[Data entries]
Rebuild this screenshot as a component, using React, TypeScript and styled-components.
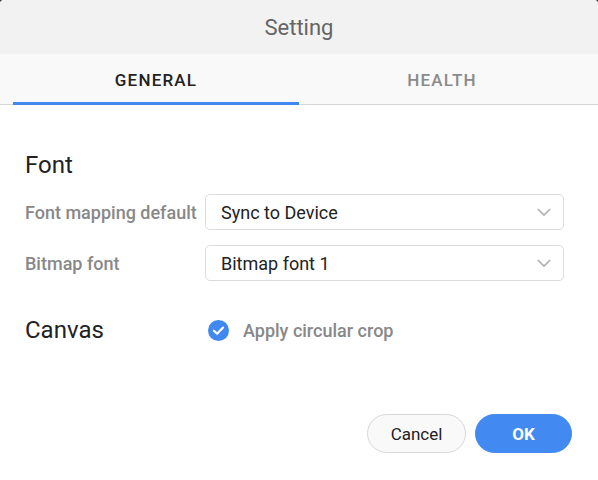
import React from "react";
import styled, { createGlobalStyle } from "styled-components";

const Global = createGlobalStyle`
  html, body { margin: 0; padding: 0; background: #3a3a3a; }
  body { font-family: Roboto, "Noto Sans", Arial, sans-serif; }
  * { box-sizing: border-box; }
`;

const Dialog = styled.div`
  width: 598px;
  height: 480px;
  background: #ffffff;
  border-radius: 4px 4px 0 0;
  overflow: hidden;
  display: flex;
  flex-direction: column;
`;

const Header = styled.div`
  height: 54px;
  background: #f2f2f2;
  display: flex;
  align-items: center;
  justify-content: center;
  font-size: 22px;
  color: #646464;
`;

const TabBar = styled.div`
  position: relative;
  height: 51px;
  background: #f9f9f9;
  border-bottom: 1px solid #d6d6d6;
  display: flex;
  padding: 0 13px;
`;

const Tab = styled.div<{ $active?: boolean }>`
  flex: 1;
  display: flex;
  align-items: center;
  justify-content: center;
  font-size: 17px;
  font-weight: 500;
  letter-spacing: 1.2px;
  padding-top: 2px;
  color: ${(p) => (p.$active ? "#222222" : "#8a8a8a")};
`;

const Indicator = styled.div`
  position: absolute;
  left: 13px;
  width: 286px;
  bottom: -1px;
  height: 3px;
  background: #4188f0;
`;

const Body = styled.div`
  display: flex;
  flex-direction: column;
  padding: 45px 34px 0 25px;
`;

const SectionTitle = styled.div`
  font-size: 24px;
  color: #222222;
  line-height: 30px;
`;

const Row = styled.div`
  display: grid;
  grid-template-columns: 180px 1fr;
  align-items: center;
`;

const Label = styled.div`
  font-size: 18px;
  font-weight: 500;
  color: #888888;
  white-space: nowrap;
`;

const Select = styled.div`
  height: 36px;
  border: 1px solid #dcdcdc;
  border-radius: 5px;
  display: flex;
  align-items: center;
  justify-content: space-between;
  padding: 0 11px 0 15px;
  font-size: 18px;
  color: #222222;
  background: #fff;
`;

const FontRows = styled.div`
  display: flex;
  flex-direction: column;
  gap: 15px;
  margin-top: 14px;
`;

const CanvasRow = styled(Row)`
  margin-top: 34px;
`;

const Check = styled.div`
  display: flex;
  align-items: center;
  gap: 14px;
  font-size: 18px;
  font-weight: 500;
  color: #888888;
  padding-left: 3px;
`;

const Footer = styled.div`
  margin-top: auto;
  display: flex;
  justify-content: flex-end;
  gap: 9px;
  padding: 0 26px 27px 0;
`;

const Button = styled.button<{ $primary?: boolean }>`
  height: 39px;
  width: ${(p) => (p.$primary ? "97px" : "99px")};
  border-radius: 20px;
  font-family: inherit;
  font-size: 17px;
  font-weight: ${(p) => (p.$primary ? 700 : 400)};
  border: 1px solid ${(p) => (p.$primary ? "#4289f1" : "#d8d8d8")};
  background: ${(p) => (p.$primary ? "#4289f1" : "#f9f9f9")};
  color: ${(p) => (p.$primary ? "#ffffff" : "#222222")};
  padding: 0;
`;

const Chevron = () => (
  <svg width="16" height="10" viewBox="0 0 16 10">
    <path d="M1.8 2l6.2 6 6.2-6" fill="none" stroke="#b0b0b0" strokeWidth="1.7" />
  </svg>
);

const CheckIcon = () => (
  <svg width="21" height="21" viewBox="0 0 22 22">
    <circle cx="11" cy="11" r="11" fill="#4188f0" />
    <path d="M6.2 11.2l3.3 3.2 6.3-6.5" fill="none" stroke="#fff" strokeWidth="2.3" strokeLinecap="round" strokeLinejoin="round" />
  </svg>
);

export default function App() {
  return (
    <>
      <Global />
      <Dialog>
        <Header>Setting</Header>
        <TabBar>
          <Tab $active>GENERAL</Tab>
          <Tab>HEALTH</Tab>
          <Indicator />
        </TabBar>
        <Body>
          <SectionTitle>Font</SectionTitle>
          <FontRows>
            <Row>
              <Label>Font mapping default</Label>
              <Select>
                <span>Sync to Device</span>
                <Chevron />
              </Select>
            </Row>
            <Row>
              <Label>Bitmap font</Label>
              <Select>
                <span>Bitmap font 1</span>
                <Chevron />
              </Select>
            </Row>
          </FontRows>
          <CanvasRow>
            <SectionTitle>Canvas</SectionTitle>
            <Check>
              <CheckIcon />
              <span>Apply circular crop</span>
            </Check>
          </CanvasRow>
        </Body>
        <Footer>
          <Button>Cancel</Button>
          <Button $primary>OK</Button>
        </Footer>
      </Dialog>
    </>
  );
}
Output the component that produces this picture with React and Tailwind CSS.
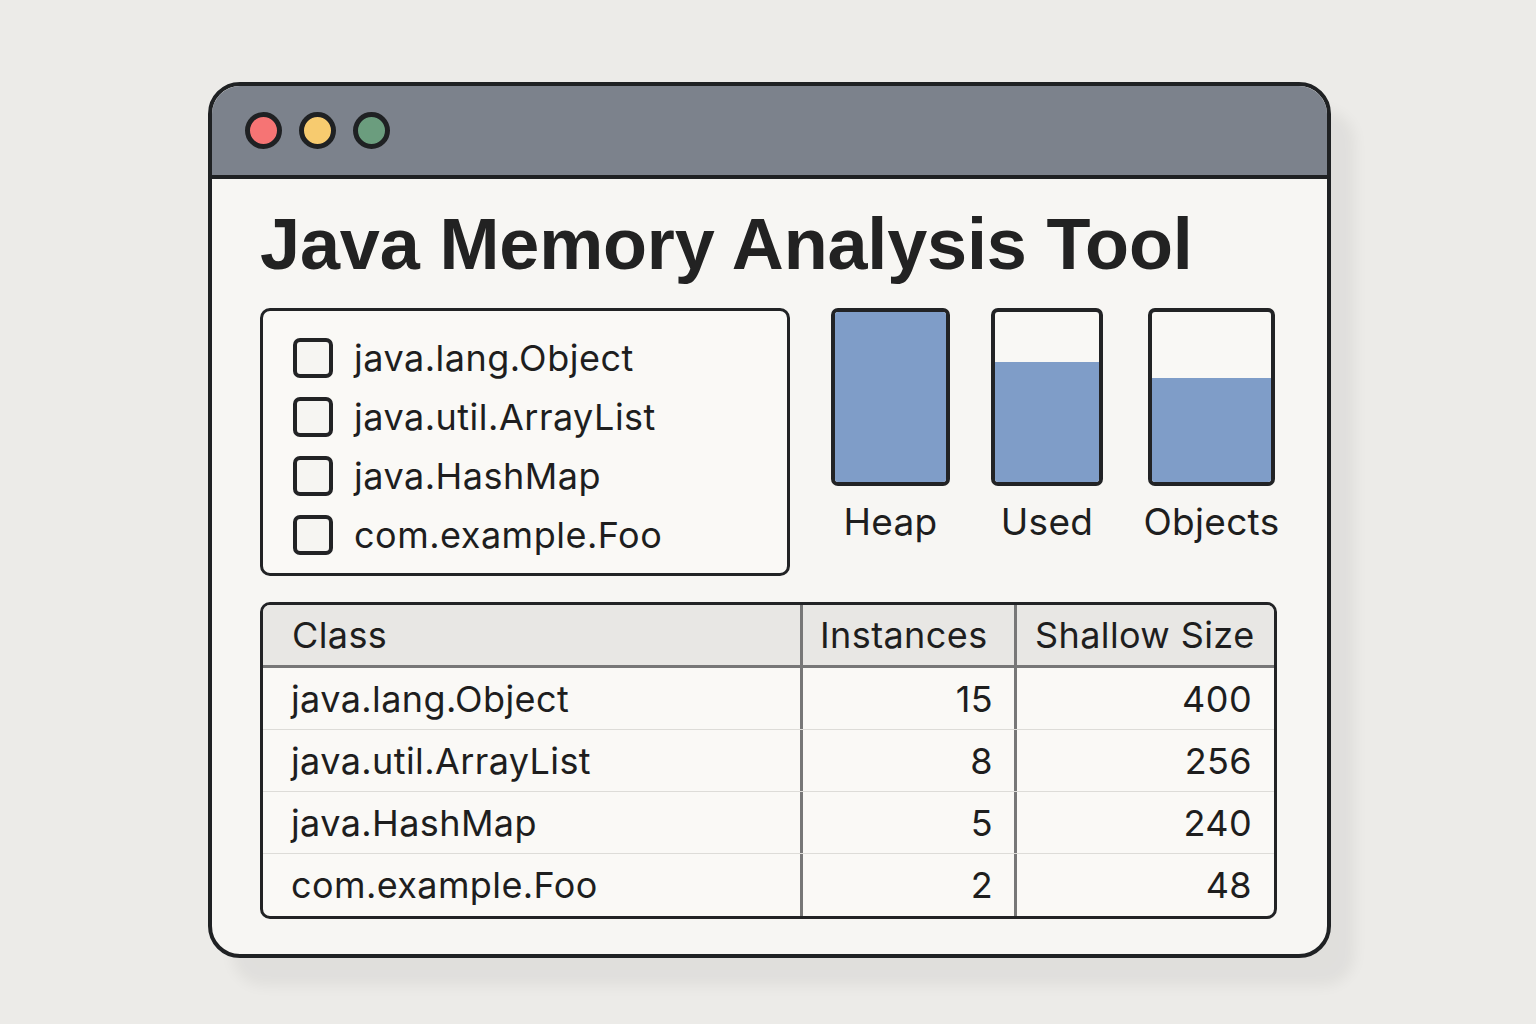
const classes = ['java.lang.Object', 'java.util.ArrayList', 'java.HashMap', 'com.example.Foo'];

const rows = [
  { name: 'java.lang.Object', count: 15, size: 400 },
  { name: 'java.util.ArrayList', count: 8, size: 256 },
  { name: 'java.HashMap', count: 5, size: 240 },
  { name: 'com.example.Foo', count: 2, size: 48 },
];

// empty = px of the bar left unfilled at the top
const bars = [
  { label: 'Heap', width: 'w-[119px]', gap: 'ml-0', empty: 0 },
  { label: 'Used', width: 'w-[112px]', gap: 'ml-[41px]', empty: 50 },
  { label: 'Objects', width: 'w-[127px]', gap: 'ml-[45px]', empty: 66 },
];

function Bar({ label, width, gap, empty }) {
  return (
    <div className={`${gap} ${width} flex flex-col items-center`}>
      <div className="w-full h-[178px] border-[4px] border-[#222325] rounded-[7px] bg-[#f9f8f5] flex flex-col overflow-hidden">
        <div className="shrink-0" style={{ height: empty }} />
        <div className="flex-1 bg-[#7f9dc8]" />
      </div>
      <div className="mt-[17px] text-[37px] leading-none tracking-[0.3px] whitespace-nowrap text-[#1e1e1e]">{label}</div>
    </div>
  );
}

export default function App() {
  return (
    <div
      className="min-h-screen w-full bg-[#ecebe8] pt-[82px] pl-[208px] text-[#1e1e1e]"
      style={{ fontFamily: 'Inter, "Liberation Sans", sans-serif' }}
    >
      <div className="w-[1123px] h-[876px] border-[4px] border-[#1f2123] rounded-[32px] overflow-hidden bg-[#f7f6f3] shadow-[24px_28px_14px_rgba(0,0,0,0.05)] flex flex-col">
        {/* title bar */}
        <div className="h-[93px] shrink-0 bg-[#7c828c] border-b-[4px] border-[#1f2123] flex items-center gap-[17px] pl-[33px]">
          <div className="w-[37px] h-[37px] rounded-full border-[5px] border-[#1f2123] bg-[#f67474]" />
          <div className="w-[37px] h-[37px] rounded-full border-[5px] border-[#1f2123] bg-[#f7cb6f]" />
          <div className="w-[37px] h-[37px] rounded-full border-[5px] border-[#1f2123] bg-[#6b9d7e]" />
        </div>

        <div className="flex-1 pl-[48px] pt-[29px] flex flex-col">
          <h1
            className="text-[72px] leading-none font-bold tracking-[-0.15px] text-[#222]"
            style={{ fontFamily: '"Liberation Sans", Arial, sans-serif' }}
          >
            Java Memory Analysis Tool
          </h1>

          <div className="mt-[28px] flex">
            <div className="w-[530px] h-[268px] border-[3px] border-[#222325] rounded-[10px] bg-[#faf9f6] pl-[30px] pt-[17px] flex flex-col">
              {classes.map((c) => (
                <div key={c} className="h-[59px] flex items-center gap-[21px]">
                  <div className="w-[40px] h-[40px] border-[4px] border-[#222325] rounded-[7px] bg-[#f6f5f2]" />
                  <span className="text-[36px] leading-none tracking-[0.5px]">{c}</span>
                </div>
              ))}
            </div>

            <div className="ml-[41px] flex">
              {bars.map((b) => (
                <Bar key={b.label} {...b} />
              ))}
            </div>
          </div>

          <div className="mt-[26px] w-[1017px] border-[3px] border-[#222325] rounded-[10px] overflow-hidden bg-[#faf9f6]">
            <div className="flex h-[63px] bg-[#e8e7e4] border-b-[3px] border-[#777]">
              <div className="w-[537px] flex items-center pl-[29px] text-[36px] tracking-[0.4px]">Class</div>
              <div className="w-[214px] flex items-center pl-[17px] border-l-[3px] border-[#777] text-[36px] tracking-[0.4px]">Instances</div>
              <div className="flex-1 flex items-center pl-[18px] border-l-[3px] border-[#777] text-[36px] tracking-[0.4px]">Shallow Size</div>
            </div>
            {rows.map((r, i) => (
              <div key={r.name} className={`flex h-[62px] ${i < rows.length - 1 ? 'border-b border-[#dddcd8]' : ''}`}>
                <div className="w-[537px] flex items-center pl-[28px] text-[36px] tracking-[0.4px]">{r.name}</div>
                <div className="w-[214px] flex items-center justify-end pr-[21px] border-l-[3px] border-[#777] text-[36px] tracking-[0.4px]">{r.count}</div>
                <div className="flex-1 flex items-center justify-end pr-[22px] border-l-[3px] border-[#777] text-[36px] tracking-[0.4px]">{r.size}</div>
              </div>
            ))}
          </div>
        </div>
      </div>
    </div>
  );
}
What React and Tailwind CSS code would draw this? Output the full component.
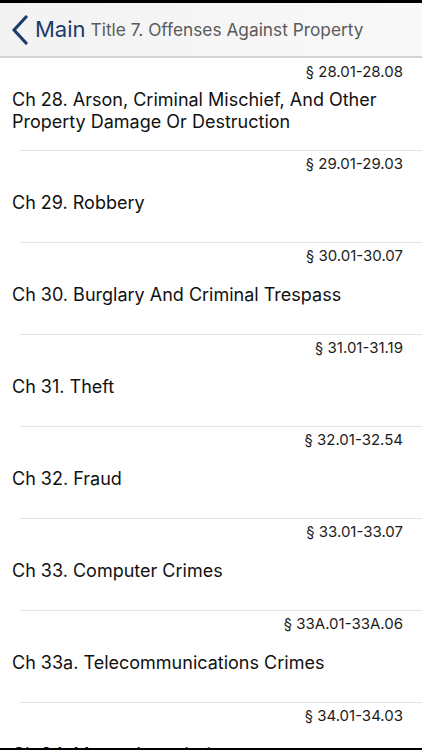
import React from "react";

const chapters = [
  { range: "§ 28.01-28.08", title: "Ch 28. Arson, Criminal Mischief, And Other Property Damage Or Destruction" },
  { range: "§ 29.01-29.03", title: "Ch 29. Robbery" },
  { range: "§ 30.01-30.07", title: "Ch 30. Burglary And Criminal Trespass" },
  { range: "§ 31.01-31.19", title: "Ch 31. Theft" },
  { range: "§ 32.01-32.54", title: "Ch 32. Fraud" },
  { range: "§ 33.01-33.07", title: "Ch 33. Computer Crimes" },
  { range: "§ 33A.01-33A.06", title: "Ch 33a. Telecommunications Crimes" },
  { range: "§ 34.01-34.03", title: "Ch 34. Money Laundering" },
];

function ChapterRow({ range, title, first }) {
  return (
    <div className="h-[92px] shrink-0 flex flex-col">
      {first ? <div className="h-px" /> : <div className="ml-5 h-px bg-[#e3e3e3]" />}
      <div className="h-6 flex items-center justify-end pr-[19px] pt-[3px] text-[15px] text-[#1c1c1c]">
        {range}
      </div>
      <div className="h-14 flex items-center px-3">
        <span className="text-[18px] leading-[22px] text-[#111]">{title}</span>
      </div>
    </div>
  );
}

export default function App() {
  return (
    <div
      className="w-[422px] h-[750px] flex flex-col overflow-hidden bg-white"
      style={{ fontFamily: "Inter, 'Noto Sans', sans-serif" }}
    >
      <div className="h-[3px] bg-black shrink-0" />
      <div className="h-[55px] shrink-0 flex items-center bg-gradient-to-r from-[#f2f2f3] to-[#f9f9f9] border-b-2 border-[#d2d2d2]">
        <svg width="18" height="30" viewBox="0 0 18 30" className="ml-[11px]">
          <path d="M15 2 L3 15 L15 28" fill="none" stroke="#1c3b6b" strokeWidth="3.2" strokeLinecap="round" strokeLinejoin="round" />
        </svg>
        <span className="ml-[6px] text-[22px] text-[#1c3b6b]">Main</span>
        <span className="ml-[5px] text-[17.3px] text-[#5a5a5a]">Title 7. Offenses Against Property</span>
      </div>
      <div className="flex-1 flex flex-col overflow-hidden">
        {chapters.map((c, i) => (
          <ChapterRow key={c.range} {...c} first={i === 0} />
        ))}
      </div>
      <div className="h-[2px] bg-black shrink-0" />
    </div>
  );
}
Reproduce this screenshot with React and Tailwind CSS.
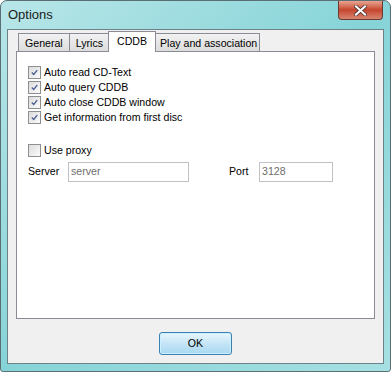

*Objective*
Pick every line with "this" in it and copy it.

*Answer in full*
Rebuild this screenshot as a component, using React, TypeScript and styled-components.
Output the component that produces this picture with React and Tailwind CSS.
What React and Tailwind CSS code would draw this? Output the full component.
Reproduce this screenshot with React and Tailwind CSS.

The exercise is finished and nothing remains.